Os membros do Governo, a começar por José Sócrates e Teixeira dos Santos, e os deputados, todos sem excepção, deviam ser obrigados a rever na íntegra, e pelo menos durante uma dúzia de vezes, o debate parlamentar da passada terça-feira. Vasco Pulido Valente viu-o como um debate de seitas concentradas no seu ódio ao próximo e decididas a não ouvirem ninguém. Pior do que aquilo que aconteceu no Parlamento só mesmo o comunicado do PSD que antecedeu a votação e as declarações em inglês de Passos Coelho, já em Bruxelas. Ao inglês técnico de José Sócrates sucede-se o de Passos Coelho. E não passamos disto. À confrangedora mediania sucede-se a mediocridade. 

 

António Barreto chamou-lhes rapazolas. Mas, que diabo, mesmo um rapazola tem a noção do ridículo, ainda quando se queira fazer passar por engraçado. A idiotia começa a ser tão grande e tão séria que ao ver um extracto da conferência de imprensa de Paulo Futre comecei a pensar se toda esta gente não combinou as coisas de maneira a enlouquecermos de uma vez.
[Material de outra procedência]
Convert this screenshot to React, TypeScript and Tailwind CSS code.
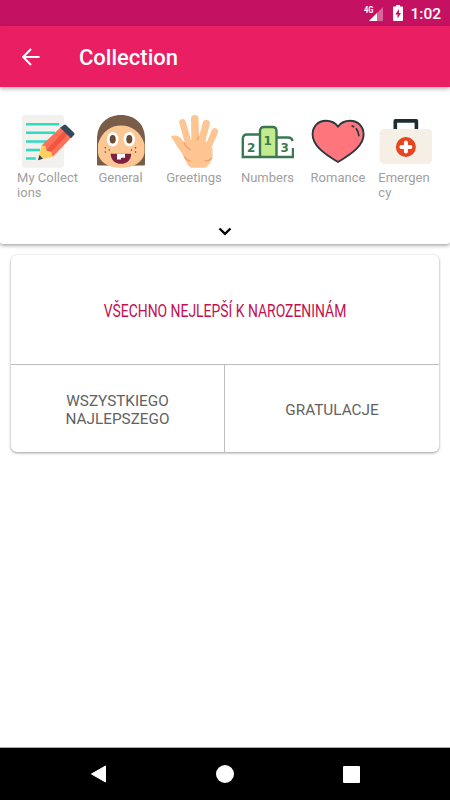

É que até os bêbados conseguem manter alguma compostura em todo o seu desalinho. Esta gente não.

 

A cereja no topo do bolo para tudo o que aconteceu durante estes dias não foi a suspensão da avaliação dos professores sem que haja um sistema alternativo, mais adequado e funcional para o mesmo efeito. Isso seria o menos. Foi ficar a saber que a Segurança Social anda a penhorar indiscriminadamente contas bancárias de gente que não lhes deve nada e por conta de pretensas dívidas de terceiros que remontam a 1995 e 1996. Uma ex-sócia de uma sociedade dissolvida em Agosto de 2007 viu ser-lhe penhorada uma conta pessoal, isto é, em nome próprio e sem pré-aviso, como se fosse uma conta da sociedade dissolvida. Com a agravante da conta ser da sua mãe e desta aí receber a sua modesta reforma. Pensei que só acontecia aos outros, aos que me vinham pedir auxílio nessas horas de aflição, até ser informado de que eu próprio iria ter uma conta minha penhorada. Eu que não sou sequer contribuinte da Segurança Social, que sou pobrezinho mas sempre tenho as minhas contas em dia. Eu que não devo nada a ninguém. Nem a bancos, nem ao Fisco, nem à minha inesquecível Caixa de Previdência. Apeteceu-me insultá-los. A todos sem excepção. Chamar-lhes os piores nomes que me vieram à cabeça. Acabei a escrever para as instituições e para o Provedor de Justiça. Que diabo, é essa a obrigação de um cidadão e de um advogado. Por si e por todos os que têm sido afectados com a prepotência dos mangas-de-alpaca.

 

E regressei eu a Portugal para isto. Depois de quase uma década fora de portas. Dizia eu para me justificar que há combates que devem ser travados na nossa própria terra. E não, comodamente, fora de portas. E que o dinheiro não é tudo. Já não sei o que diga. Esta gente passou-se de vez e eu não sei durante quanto tempo mais irei aturá-los. Oxalá que Deus me vá dando saúde, paciência e alguma lucidez para não fazer nenhuma asneira, e ir suportando estes ignaros bárbaros, estas cavalgaduras que nos rodeiam e que fizeram deste País uma estrumeira onde um Presidente distante e comprometido se esforça por manter o povo sereno. Qual povo?